I feel special that Call of Duty was my first Call of Duty

good game, lengthy campo, genuinely fun, managed to be challenging, didn't even have health regen.


----------



## CaptainCool (Nov 5, 2013)

Korpi said:


> meh Im still a boring CS player.



Which one? I used to play the heck out of 1.6 when I still went to school


----------



## Korpi (Nov 5, 2013)

CaptainCool said:


> Which one? I used to play the heck out of 1.6 when I still went to school



CSS...Yeah I know its inferior to 1.6 but at least its not csgo


----------



## CaptainCool (Nov 5, 2013)

Korpi said:


> CSS...Yeah I know its inferior to 1.6 but at least its not csgo



I wouldn't call it inferior, it's just different^^


----------



## Judge Spear (Nov 5, 2013)

d.batty said:


> You know I was gunna pick this game up because the campaign looked different for a change. Then I reminded myself I thought the same fucking thing about the last 2 games.
> 
> Campaigns for fps games are way to fucking short these days because of multiplayer.
> 
> I love you multiplayer, but I hate you.



Shadow Warrior. 15 hours. \:3/
Serious Sam 3 about the same length.


----------



## Pantheros (Nov 5, 2013)

Harbinger said:


> I used to love assassins creed but i quickly grew bored of the annual titles where the only story to them was 5 seconds of cliffhanger right at the end to get you to get the new one.
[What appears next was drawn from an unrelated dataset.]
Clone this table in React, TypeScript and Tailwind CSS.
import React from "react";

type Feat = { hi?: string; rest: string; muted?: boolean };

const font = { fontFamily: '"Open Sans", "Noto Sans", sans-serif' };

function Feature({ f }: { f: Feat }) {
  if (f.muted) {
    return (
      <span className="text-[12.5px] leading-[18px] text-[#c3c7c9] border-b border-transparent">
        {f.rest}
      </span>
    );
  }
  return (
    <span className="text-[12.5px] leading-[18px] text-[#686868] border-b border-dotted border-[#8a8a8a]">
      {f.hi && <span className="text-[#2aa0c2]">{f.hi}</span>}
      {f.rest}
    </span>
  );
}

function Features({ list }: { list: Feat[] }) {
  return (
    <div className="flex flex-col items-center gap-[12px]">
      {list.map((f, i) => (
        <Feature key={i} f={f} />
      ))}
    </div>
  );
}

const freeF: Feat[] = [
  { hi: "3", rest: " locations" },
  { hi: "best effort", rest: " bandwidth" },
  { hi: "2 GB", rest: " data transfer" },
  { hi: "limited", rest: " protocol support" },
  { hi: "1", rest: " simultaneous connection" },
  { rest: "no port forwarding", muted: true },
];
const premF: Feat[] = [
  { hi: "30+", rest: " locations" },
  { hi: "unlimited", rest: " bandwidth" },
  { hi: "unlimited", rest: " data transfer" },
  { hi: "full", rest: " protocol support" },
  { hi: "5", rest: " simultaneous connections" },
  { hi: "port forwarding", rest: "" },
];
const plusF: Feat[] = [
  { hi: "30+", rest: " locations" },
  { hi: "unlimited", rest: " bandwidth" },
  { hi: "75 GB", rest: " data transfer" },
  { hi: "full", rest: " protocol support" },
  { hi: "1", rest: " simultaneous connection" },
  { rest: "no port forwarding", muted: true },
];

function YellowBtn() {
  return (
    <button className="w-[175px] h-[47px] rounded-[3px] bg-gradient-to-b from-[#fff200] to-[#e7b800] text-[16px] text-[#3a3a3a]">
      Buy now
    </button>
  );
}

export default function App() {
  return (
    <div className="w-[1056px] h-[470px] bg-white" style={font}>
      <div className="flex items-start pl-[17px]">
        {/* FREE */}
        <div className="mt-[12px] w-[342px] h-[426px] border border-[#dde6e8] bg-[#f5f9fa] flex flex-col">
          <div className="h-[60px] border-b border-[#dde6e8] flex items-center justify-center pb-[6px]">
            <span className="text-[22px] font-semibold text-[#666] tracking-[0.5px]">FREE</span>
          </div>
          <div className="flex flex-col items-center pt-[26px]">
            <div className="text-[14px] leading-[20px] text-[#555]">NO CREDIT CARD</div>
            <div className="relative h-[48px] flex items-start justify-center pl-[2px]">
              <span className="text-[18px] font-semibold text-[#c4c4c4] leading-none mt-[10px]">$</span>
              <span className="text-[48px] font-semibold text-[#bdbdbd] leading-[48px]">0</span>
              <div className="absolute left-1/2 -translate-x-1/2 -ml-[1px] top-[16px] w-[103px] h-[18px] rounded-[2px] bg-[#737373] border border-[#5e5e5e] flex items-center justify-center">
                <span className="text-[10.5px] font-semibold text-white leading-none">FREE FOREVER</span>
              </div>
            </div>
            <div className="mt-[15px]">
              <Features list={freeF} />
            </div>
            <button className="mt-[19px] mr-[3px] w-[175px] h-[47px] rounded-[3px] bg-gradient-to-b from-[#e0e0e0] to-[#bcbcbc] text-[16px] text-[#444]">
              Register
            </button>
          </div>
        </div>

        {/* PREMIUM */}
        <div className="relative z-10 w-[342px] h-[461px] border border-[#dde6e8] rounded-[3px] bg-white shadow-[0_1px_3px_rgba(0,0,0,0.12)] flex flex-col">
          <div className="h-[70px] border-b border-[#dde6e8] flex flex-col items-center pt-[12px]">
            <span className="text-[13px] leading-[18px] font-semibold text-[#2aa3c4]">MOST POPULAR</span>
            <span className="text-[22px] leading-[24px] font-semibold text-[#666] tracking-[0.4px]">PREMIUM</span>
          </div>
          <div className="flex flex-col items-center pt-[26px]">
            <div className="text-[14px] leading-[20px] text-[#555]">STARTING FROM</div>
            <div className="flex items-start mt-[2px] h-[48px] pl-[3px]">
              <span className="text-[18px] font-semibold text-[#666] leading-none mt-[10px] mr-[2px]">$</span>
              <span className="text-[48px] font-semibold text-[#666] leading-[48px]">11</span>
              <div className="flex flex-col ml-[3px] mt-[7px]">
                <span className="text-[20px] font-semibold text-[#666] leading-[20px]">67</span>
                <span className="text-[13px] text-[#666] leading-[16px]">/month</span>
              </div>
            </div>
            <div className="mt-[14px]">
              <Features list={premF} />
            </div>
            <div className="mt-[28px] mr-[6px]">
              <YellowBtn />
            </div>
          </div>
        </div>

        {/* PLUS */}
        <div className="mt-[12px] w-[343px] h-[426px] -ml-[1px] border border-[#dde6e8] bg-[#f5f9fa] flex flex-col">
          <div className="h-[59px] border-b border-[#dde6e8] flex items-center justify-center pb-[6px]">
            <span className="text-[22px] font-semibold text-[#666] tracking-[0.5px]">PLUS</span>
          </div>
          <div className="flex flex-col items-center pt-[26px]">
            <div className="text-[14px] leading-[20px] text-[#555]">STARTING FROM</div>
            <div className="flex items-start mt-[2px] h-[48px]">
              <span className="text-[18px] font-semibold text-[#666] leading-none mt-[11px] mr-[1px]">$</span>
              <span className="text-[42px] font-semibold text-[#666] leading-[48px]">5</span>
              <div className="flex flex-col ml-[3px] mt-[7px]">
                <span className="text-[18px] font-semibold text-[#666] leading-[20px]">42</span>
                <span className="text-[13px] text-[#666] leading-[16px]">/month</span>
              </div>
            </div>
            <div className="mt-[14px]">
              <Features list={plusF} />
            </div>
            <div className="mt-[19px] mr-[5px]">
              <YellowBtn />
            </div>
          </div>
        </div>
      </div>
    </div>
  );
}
excuse me!!!! doeble standarts mutch?


----------



## Judge Spear (Nov 5, 2013)

Pantheros said:


> excuse me!!!! doeble standarts mutch?



What are you talking about? He said he doesn't even like CoD.


----------



## Pantheros (Nov 5, 2013)

XoPachi said:


> What are you talking about? He said he doesn't even like CoD.
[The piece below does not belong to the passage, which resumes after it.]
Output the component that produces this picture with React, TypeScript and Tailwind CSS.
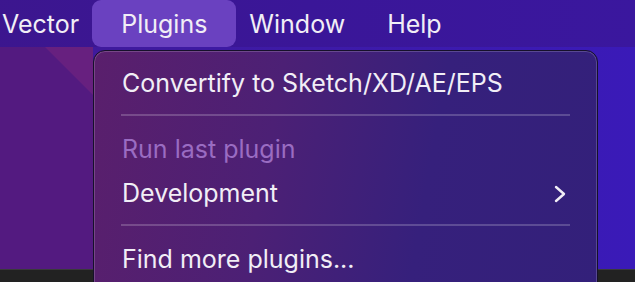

he said he played a couple of matches before posting this so i asume he bought it


----------



## Judge Spear (Nov 5, 2013)

Pantheros said:


> he said he played a couple of matches before posting this so i asume he bought it



...You REALLY want people to like Assassin's Creed.


----------



## Arshes Nei (Nov 5, 2013)

Pantheros said:


> he said he played a couple of matches before posting this so i asume he bought it



So what if he bought it in your assumption? You can dislike something you bought. I bought dinner at a restaurant and it was fucking terrible. Guess that means because I bought it, I like it.


----------



## chesse20 (Nov 5, 2013)

Arshes Nei said:


> So what if he bought it in your assumption? You can dislike something you bought. I bought dinner at a restaurant and it was fucking terrible. Guess that means because I bought it, I like it.


I bought assassin creed revelation and I didn't like it. (Too easy )


----------



## Judge Spear (Nov 5, 2013)

Back on topic, this FINALLY got a low score. After years of eating shit, the reviewers finally had the stomach and courage to give a deserving score. 6/10's 3/5's. 
Even my boy Jim Sterling, someone who's avidly genuinely defended CoD over the years.
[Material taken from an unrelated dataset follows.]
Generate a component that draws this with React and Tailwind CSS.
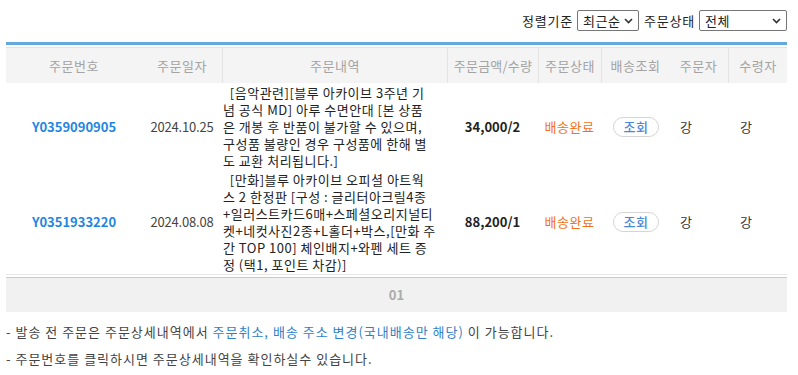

http://www.destructoid.com/review-call-of-duty-ghosts-264903.phtml


gud


----------



## CaptainCool (Nov 5, 2013)

And naturally IGN gave it an 8.8/10, celebrating it's "robust multiplayer" and "refreshingly varied campaign".

They worded this in a pretty interesting fashion.
"Robust" is not "great". "Robust" means it works the way it should but doesn't offer anything fresh or new. In other words, "robust" means "mediocre".
That the campaign is "refreshingly varied" essentially means they admit that the campaigns in the previous installations were lame crap without a lot of variation *that got a 9/10 rating for gameplay anyway.*
Also, they describe the campaign only as "varied". Not "great", not "amazing", not "awful". It's just "varied". Yeah. Ok.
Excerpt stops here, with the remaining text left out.